By Erin Brock
Everyone loves cake, so why wouldn’t everyone love a book with paintings of cake as well as poems to accompany them?
Two local artists, poet Carrie Green and painter Lori Larusso, have worked together in order to produce It’s Not My Birthday, That’s Not My Cake. The chapbook consists of 12 poems and paintings of cakes. While the paintings focus on the physical presence of the cake and its surroundings, Green’s poems delve deeper into the social and psychological contexts of the cakes.
“This body of work was realized using found and appropriated imagery, and the flat image lends itself to intentionality of mark making. Representations of generic and stereotypical middle America are reminding us of the culture we maintain on a daily basis through our every action,” Larusso said. “Very often, our ideals are a reflection of the way we wish things were, rather than a product of the way we actually experience them. I find this conflict to be in direct connection to the representational image.”
Despite the deeper meaning of the work, the project comes packaged in an enjoyable format which the artists hope will encourage the interests of a varied audience.
“Many people find poetry and visual art daunting. Cake is not daunting. We hope that our subject matter allows people to experience art forms they might not otherwise engage with,” Green said.

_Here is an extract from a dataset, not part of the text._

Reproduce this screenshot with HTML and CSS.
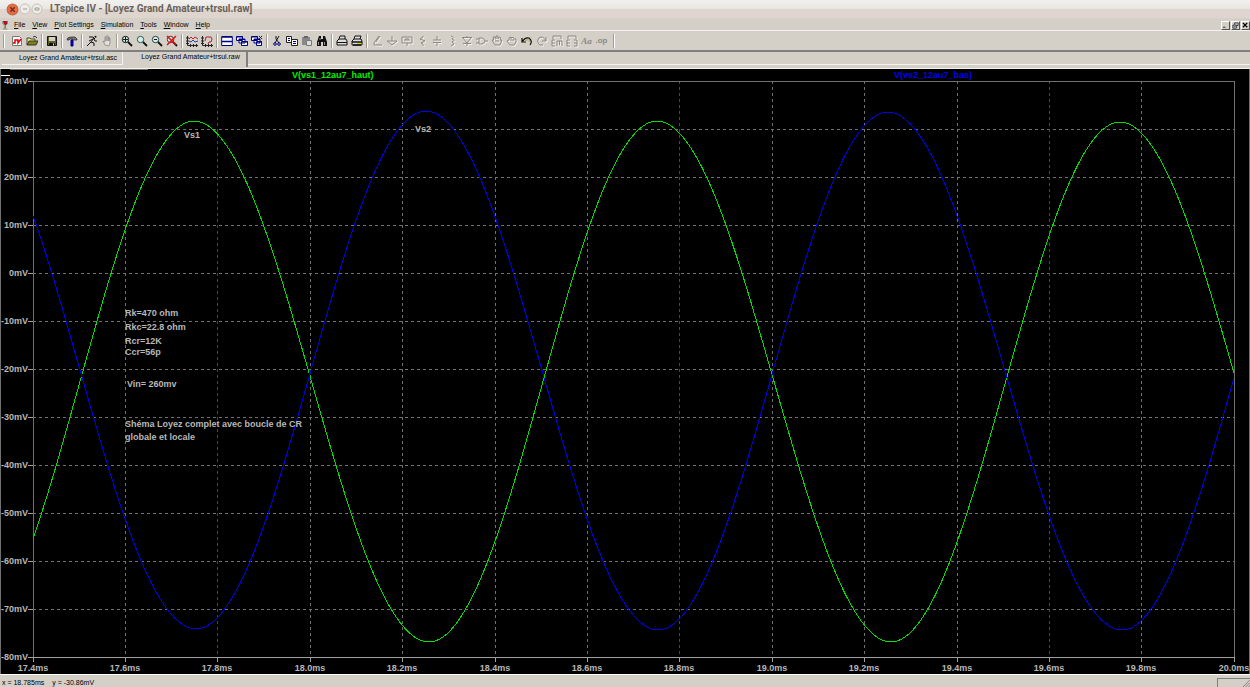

Green’s work has been published in several prestigious journals, and Larusso has showed her artwork all over the nation, but neither had ever participated in a collaboration of this scale before.
“Our goals included reaching a wider audience, and also to partake in the experiment of this collaboration. We had never worked together before, and neither of us had done too many collaborative works in the past, so it seemed like it would be a unique experience,” Larusso said. “We hope to reach a variety of readers, art appreciators, and pop culture seekers, as well as cake lovers, and really, anyone who has any interest in reading poetry or looking at artwork, or exploring cultural constructs, feminism, women’s personal lives, Americana, or domesticity, to name a few.”
Green also hopes that the chapbook is successful on several fronts.
“We had several goals in publishing this work. We wanted to raise awareness of the ways women have exerted creativity through traditional female domestic arts such as baking cakes, to affirm the power of women collaborating to make art, and to make art personal and portable,” Green said.
The project was made possible by the Artist Enrichment Grant through the Kentucky Foundation for Women, an organization which serves to promote women’s expression through the arts.
“There are very few publishers who produce multimedia chapbooks. The grant we received from the Kentucky Foundation for Women allowed us to publish this chapbook in a meaningful and artistic way, and to make it affordable to our audience,” Green said.
It’s Not My Birthday, That’s Not My Cake will be released on September 22, 2011 at Green and Larusso’s chapbook release party at Mulberry & Lime, off of North Limestone. But the events don’t end there. Green will have a reading at Poor Richard’s Books in Frankfort on October 9 as a part of Second Sunday, and both Larusso and Green will be present at the Little/Gaines Artist Series at the University of Kentucky’s Little Fine Arts Library for a reading and presentation on December 6.